There’s an alternate reality where everyone makes a living wage and the cleanest buses you’ve ever seen arrive every other minute. Where the most intense songs are about confessing your love to a crush at the apple orchard, and where gentle feelings and chaotic energy are inseparable best friends. This is the timeline where cootie catcher is right at home. This Toronto based four-piece exudes both vulnerability and unbridled excitement, creating a sound that hypercharges the open-hearted tenderness of twee pop with spiraling synths and giddy electronics. Their new album Something We All Got is the clearest and most vibrant reading of cootie catcher’s vision yet, with songs of sweetness, nervousness, and expectancy that beam out unguarded.
After releasing music made primarily in basements, Something We All Got is the band’s first flirtation with studio recording. The edges are still sharp, however, with some parts assembled from time-honored lo-fi methods and fun, personally-sourced samples seeping into the production. The sound is explosive and upbeat, with euphoric guitars, bubbly synth lines, speedy live and programmed drums, and all other manner of sound constantly colliding. cootie catcher has three songwriters–Sophia Chavez (vocals, synths), Anita Fowl (vocals, bass), and Nolan Jakupovski (vocals, guitar)–all of whom have distinctive voices but manage to overlap in their writing on shared concerns like navigating the lines of romantic and platonic relationships, their city’s social scenes, and struggles in both the microcosmic experience of playing in a band and the zoomed-out challenges of living through late-stage capitalism.

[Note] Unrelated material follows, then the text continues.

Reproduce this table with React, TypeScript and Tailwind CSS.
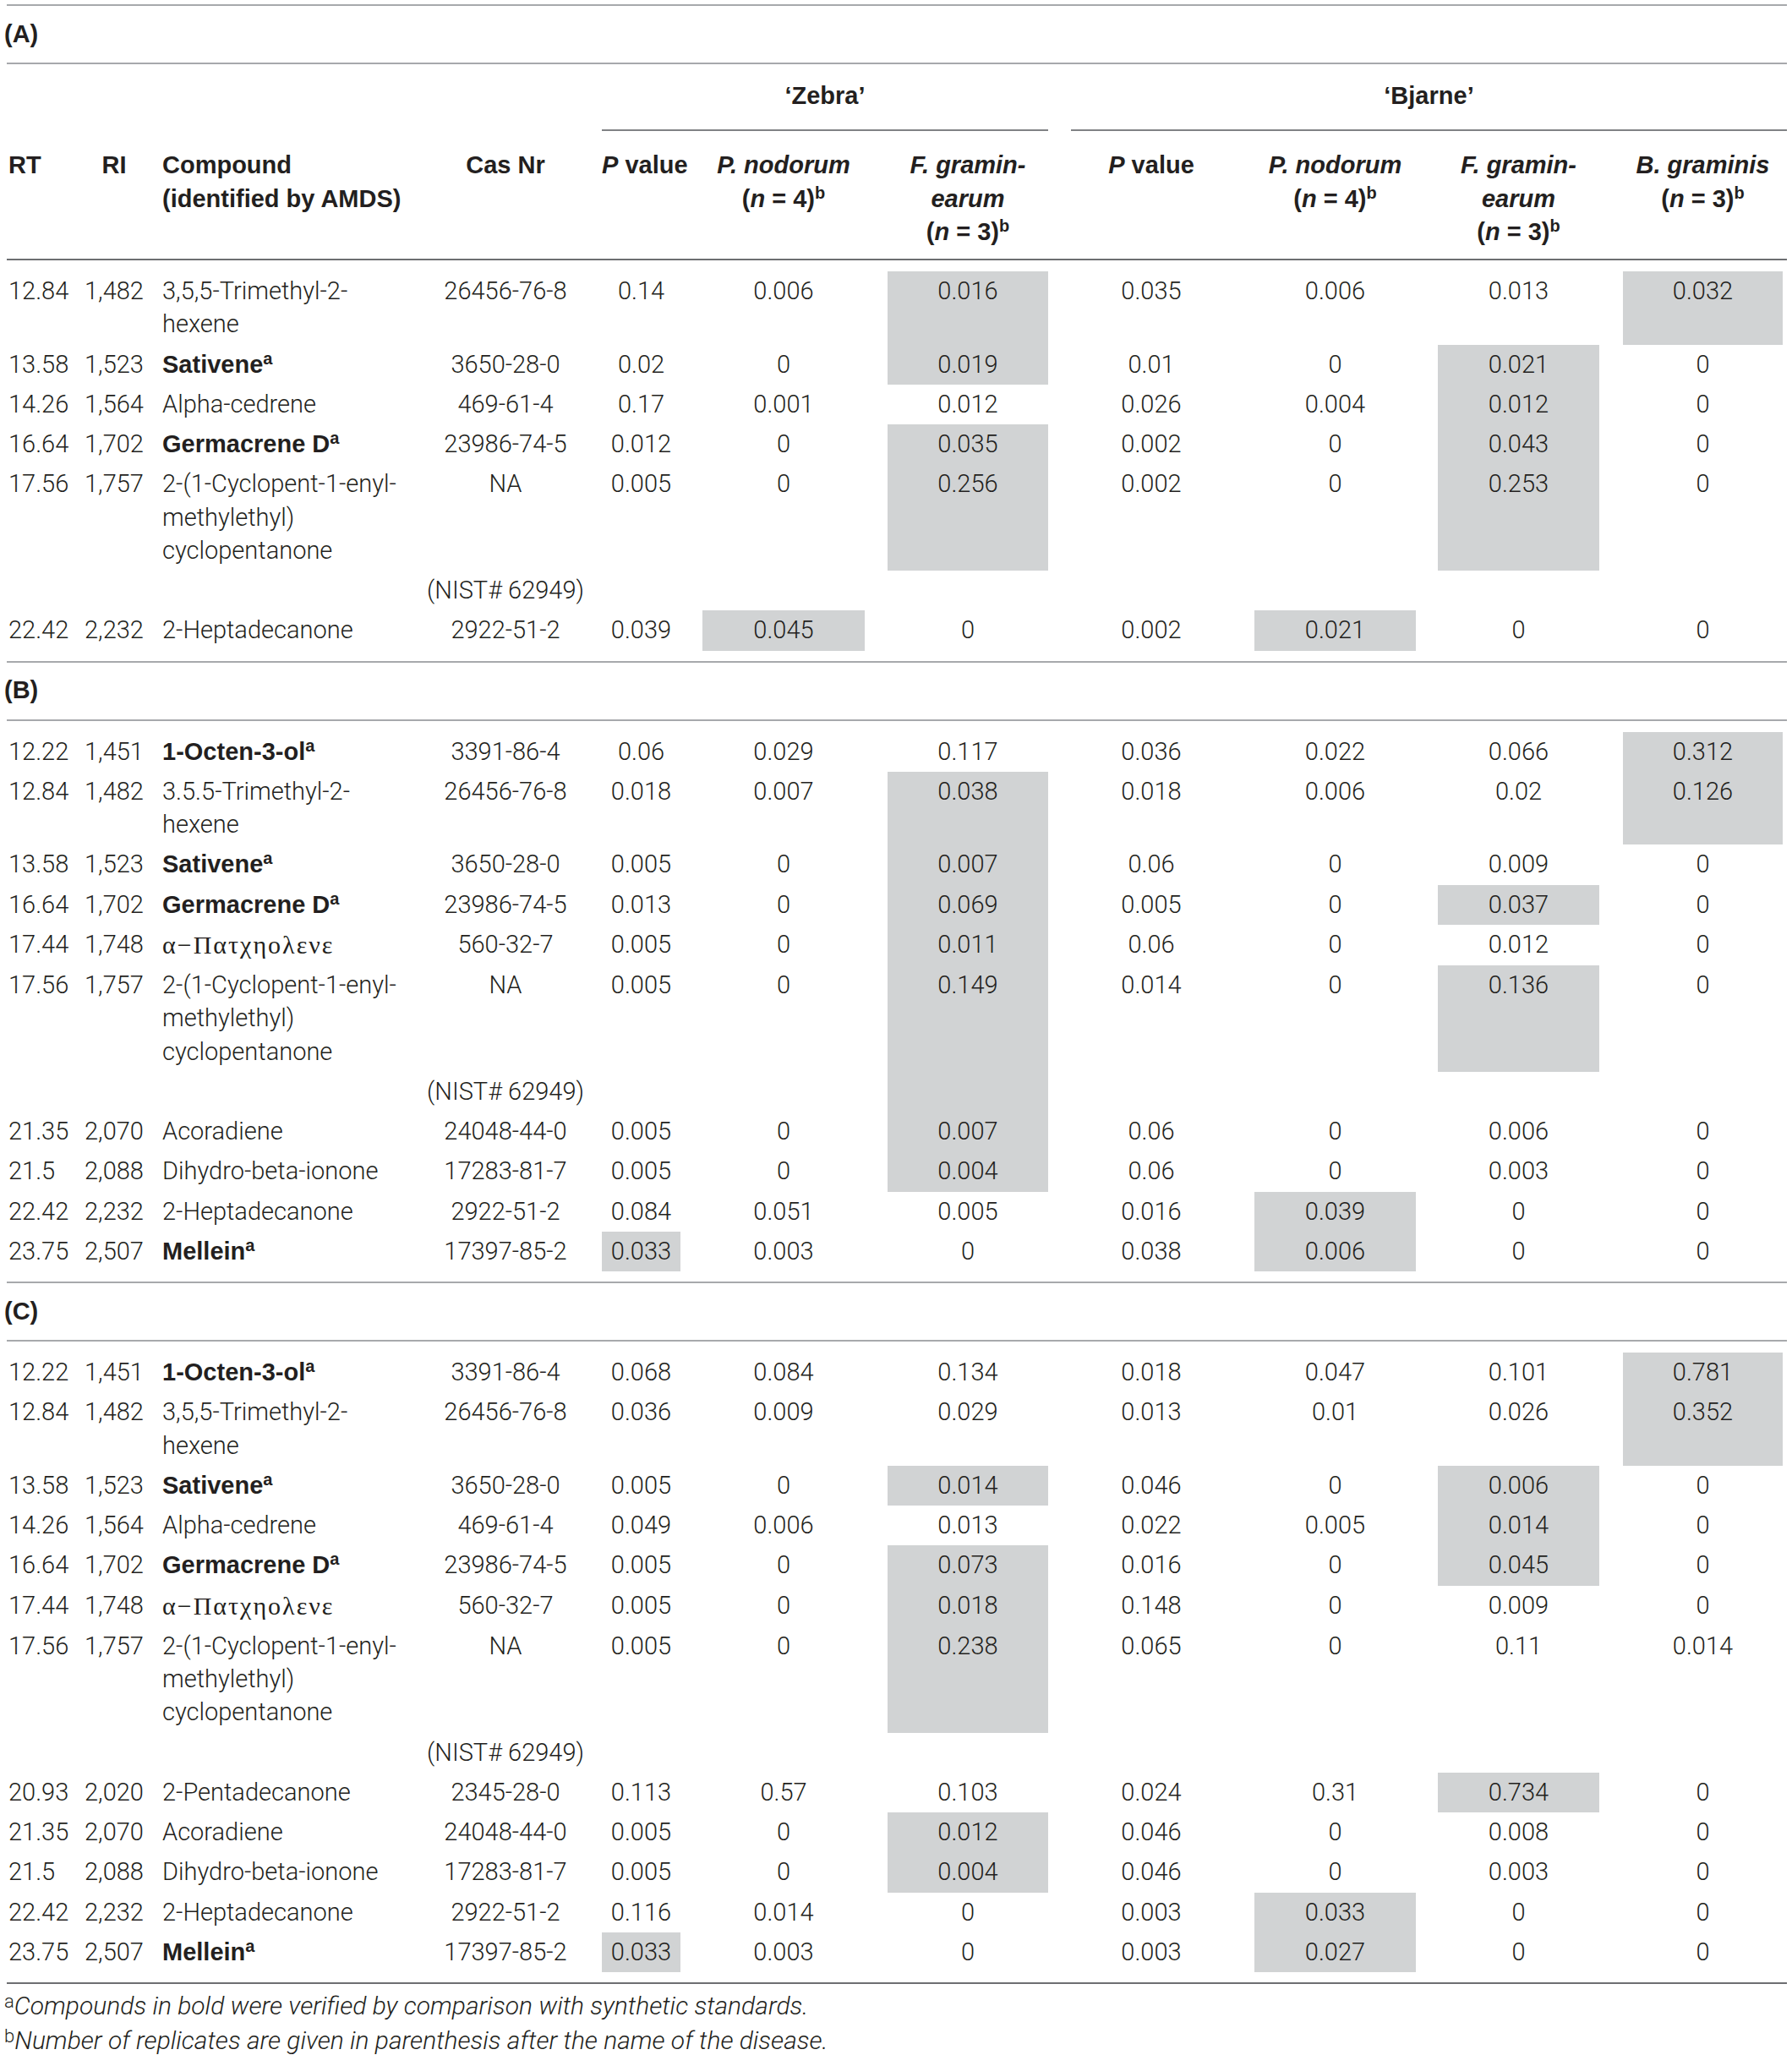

Joy still touches every surface of Something We All Got. “Quarter Note Rock” bounces around the room in a fit of jangling guitar chords, scratched samples, and interplay between breakbeat loops and somersaulting live drums. It’s a blast of positivity despite lyrics about how disappointing it can be to meet your heroes. A smiling electro pop instrumental supports having to step painfully away from an almost realized love on “Gingham Dress,” a song that subverts themes of domesticity as a backdrop for the dashed wilt of hopeless devotion. The ‘non-confrontational anthem’ “Puzzle Pop” cascades and soars through an examination of needing to ask more from others before concluding in a swirl of samples.
cootie catcher rolls down hills and jumps through flaming hoops throughout Something We All Got without ever muting the visceral emotions that drive these songs. There’s a palpable tension between the band’s exhilarating sonics and the raw, often uneasy sentiments expressed, but it’s an integral part of what makes them unique. Rather than hide, cootie catcher is instead fearlessly direct, running full-speed toward every confusion and excitement, and embracing the reality they’re in.